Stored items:
— BEGIN —
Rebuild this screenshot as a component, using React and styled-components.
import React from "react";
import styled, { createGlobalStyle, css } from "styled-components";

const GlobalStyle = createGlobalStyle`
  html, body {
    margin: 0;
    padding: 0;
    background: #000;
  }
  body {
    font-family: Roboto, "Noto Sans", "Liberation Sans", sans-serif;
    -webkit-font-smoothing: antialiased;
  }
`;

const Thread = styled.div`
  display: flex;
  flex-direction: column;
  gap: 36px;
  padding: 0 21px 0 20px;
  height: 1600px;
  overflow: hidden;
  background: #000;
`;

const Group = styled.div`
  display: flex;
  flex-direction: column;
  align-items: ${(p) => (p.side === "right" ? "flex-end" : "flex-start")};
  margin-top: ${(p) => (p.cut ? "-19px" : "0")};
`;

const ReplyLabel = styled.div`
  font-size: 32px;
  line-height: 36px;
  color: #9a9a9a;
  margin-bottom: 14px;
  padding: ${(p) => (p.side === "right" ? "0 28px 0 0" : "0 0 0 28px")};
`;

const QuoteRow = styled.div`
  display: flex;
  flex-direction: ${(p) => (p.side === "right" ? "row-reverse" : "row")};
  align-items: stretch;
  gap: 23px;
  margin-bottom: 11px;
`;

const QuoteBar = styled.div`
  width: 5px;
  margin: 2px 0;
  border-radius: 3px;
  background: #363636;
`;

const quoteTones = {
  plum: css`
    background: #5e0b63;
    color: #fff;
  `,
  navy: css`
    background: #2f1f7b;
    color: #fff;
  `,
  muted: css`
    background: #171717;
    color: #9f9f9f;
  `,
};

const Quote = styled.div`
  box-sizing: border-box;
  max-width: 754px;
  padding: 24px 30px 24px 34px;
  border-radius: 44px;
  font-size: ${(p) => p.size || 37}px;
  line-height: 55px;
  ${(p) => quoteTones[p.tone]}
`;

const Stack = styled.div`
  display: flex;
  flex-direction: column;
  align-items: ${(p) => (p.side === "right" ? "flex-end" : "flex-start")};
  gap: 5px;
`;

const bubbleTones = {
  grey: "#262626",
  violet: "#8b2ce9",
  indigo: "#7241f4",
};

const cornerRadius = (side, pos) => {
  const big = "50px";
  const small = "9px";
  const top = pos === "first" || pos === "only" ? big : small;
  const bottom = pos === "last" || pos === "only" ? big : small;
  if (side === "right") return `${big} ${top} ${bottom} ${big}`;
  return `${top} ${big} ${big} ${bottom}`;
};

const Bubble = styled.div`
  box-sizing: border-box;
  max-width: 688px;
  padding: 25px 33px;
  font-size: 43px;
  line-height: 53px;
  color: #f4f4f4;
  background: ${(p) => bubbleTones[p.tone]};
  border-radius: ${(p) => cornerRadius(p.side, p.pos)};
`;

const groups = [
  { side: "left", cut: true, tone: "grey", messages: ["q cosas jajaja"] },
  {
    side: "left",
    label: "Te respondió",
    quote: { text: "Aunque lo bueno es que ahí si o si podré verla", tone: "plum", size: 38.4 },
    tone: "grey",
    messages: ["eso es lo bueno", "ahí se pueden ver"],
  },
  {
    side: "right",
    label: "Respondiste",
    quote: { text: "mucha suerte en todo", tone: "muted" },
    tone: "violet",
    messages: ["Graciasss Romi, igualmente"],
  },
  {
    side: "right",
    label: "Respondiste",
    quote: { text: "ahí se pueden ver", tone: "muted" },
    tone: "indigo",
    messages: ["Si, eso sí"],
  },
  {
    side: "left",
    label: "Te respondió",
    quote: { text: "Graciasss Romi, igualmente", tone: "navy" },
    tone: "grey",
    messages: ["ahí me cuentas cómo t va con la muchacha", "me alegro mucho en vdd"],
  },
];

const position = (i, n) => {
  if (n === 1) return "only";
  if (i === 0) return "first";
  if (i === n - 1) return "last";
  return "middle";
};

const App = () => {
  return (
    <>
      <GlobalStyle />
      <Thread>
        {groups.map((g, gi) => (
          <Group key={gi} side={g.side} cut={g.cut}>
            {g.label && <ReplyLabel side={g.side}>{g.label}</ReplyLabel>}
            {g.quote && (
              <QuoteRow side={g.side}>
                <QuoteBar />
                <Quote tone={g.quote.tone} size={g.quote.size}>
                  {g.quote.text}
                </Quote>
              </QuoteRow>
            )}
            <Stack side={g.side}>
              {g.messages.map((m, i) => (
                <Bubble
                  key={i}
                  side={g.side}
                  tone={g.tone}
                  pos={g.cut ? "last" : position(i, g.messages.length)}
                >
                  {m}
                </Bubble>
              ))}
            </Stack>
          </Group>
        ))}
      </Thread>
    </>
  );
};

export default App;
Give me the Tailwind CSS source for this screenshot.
— END —
▶ _GIVEN EXERCISE_: Transcribe all entries exactly as they are given.

▶ _COMPLETE ANSWER_:
Rebuild this screenshot as a component, using React and styled-components.
import React from "react";
import styled, { createGlobalStyle, css } from "styled-components";

const GlobalStyle = createGlobalStyle`
  html, body {
    margin: 0;
    padding: 0;
    background: #000;
  }
  body {
    font-family: Roboto, "Noto Sans", "Liberation Sans", sans-serif;
    -webkit-font-smoothing: antialiased;
  }
`;

const Thread = styled.div`
  display: flex;
  flex-direction: column;
  gap: 36px;
  padding: 0 21px 0 20px;
  height: 1600px;
  overflow: hidden;
  background: #000;
`;

const Group = styled.div`
  display: flex;
  flex-direction: column;
  align-items: ${(p) => (p.side === "right" ? "flex-end" : "flex-start")};
  margin-top: ${(p) => (p.cut ? "-19px" : "0")};
`;

const ReplyLabel = styled.div`
  font-size: 32px;
  line-height: 36px;
  color: #9a9a9a;
  margin-bottom: 14px;
  padding: ${(p) => (p.side === "right" ? "0 28px 0 0" : "0 0 0 28px")};
`;

const QuoteRow = styled.div`
  display: flex;
  flex-direction: ${(p) => (p.side === "right" ? "row-reverse" : "row")};
  align-items: stretch;
  gap: 23px;
  margin-bottom: 11px;
`;

const QuoteBar = styled.div`
  width: 5px;
  margin: 2px 0;
  border-radius: 3px;
  background: #363636;
`;

const quoteTones = {
  plum: css`
    background: #5e0b63;
    color: #fff;
  `,
  navy: css`
    background: #2f1f7b;
    color: #fff;
  `,
  muted: css`
    background: #171717;
    color: #9f9f9f;
  `,
};

const Quote = styled.div`
  box-sizing: border-box;
  max-width: 754px;
  padding: 24px 30px 24px 34px;
  border-radius: 44px;
  font-size: ${(p) => p.size || 37}px;
  line-height: 55px;
  ${(p) => quoteTones[p.tone]}
`;

const Stack = styled.div`
  display: flex;
  flex-direction: column;
  align-items: ${(p) => (p.side === "right" ? "flex-end" : "flex-start")};
  gap: 5px;
`;

const bubbleTones = {
  grey: "#262626",
  violet: "#8b2ce9",
  indigo: "#7241f4",
};

const cornerRadius = (side, pos) => {
  const big = "50px";
  const small = "9px";
  const top = pos === "first" || pos === "only" ? big : small;
  const bottom = pos === "last" || pos === "only" ? big : small;
  if (side === "right") return `${big} ${top} ${bottom} ${big}`;
  return `${top} ${big} ${big} ${bottom}`;
};

const Bubble = styled.div`
  box-sizing: border-box;
  max-width: 688px;
  padding: 25px 33px;
  font-size: 43px;
  line-height: 53px;
  color: #f4f4f4;
  background: ${(p) => bubbleTones[p.tone]};
  border-radius: ${(p) => cornerRadius(p.side, p.pos)};
`;

const groups = [
  { side: "left", cut: true, tone: "grey", messages: ["q cosas jajaja"] },
  {
    side: "left",
    label: "Te respondió",
    quote: { text: "Aunque lo bueno es que ahí si o si podré verla", tone: "plum", size: 38.4 },
    tone: "grey",
    messages: ["eso es lo bueno", "ahí se pueden ver"],
  },
  {
    side: "right",
    label: "Respondiste",
    quote: { text: "mucha suerte en todo", tone: "muted" },
    tone: "violet",
    messages: ["Graciasss Romi, igualmente"],
  },
  {
    side: "right",
    label: "Respondiste",
    quote: { text: "ahí se pueden ver", tone: "muted" },
    tone: "indigo",
    messages: ["Si, eso sí"],
  },
  {
    side: "left",
    label: "Te respondió",
    quote: { text: "Graciasss Romi, igualmente", tone: "navy" },
    tone: "grey",
    messages: ["ahí me cuentas cómo t va con la muchacha", "me alegro mucho en vdd"],
  },
];

const position = (i, n) => {
  if (n === 1) return "only";
  if (i === 0) return "first";
  if (i === n - 1) return "last";
  return "middle";
};

const App = () => {
  return (
    <>
      <GlobalStyle />
      <Thread>
        {groups.map((g, gi) => (
          <Group key={gi} side={g.side} cut={g.cut}>
            {g.label && <ReplyLabel side={g.side}>{g.label}</ReplyLabel>}
            {g.quote && (
              <QuoteRow side={g.side}>
                <QuoteBar />
                <Quote tone={g.quote.tone} size={g.quote.size}>
                  {g.quote.text}
                </Quote>
              </QuoteRow>
            )}
            <Stack side={g.side}>
              {g.messages.map((m, i) => (
                <Bubble
                  key={i}
                  side={g.side}
                  tone={g.tone}
                  pos={g.cut ? "last" : position(i, g.messages.length)}
                >
                  {m}
                </Bubble>
              ))}
            </Stack>
          </Group>
        ))}
      </Thread>
    </>
  );
};

export default App;
Give me the Tailwind CSS source for this screenshot.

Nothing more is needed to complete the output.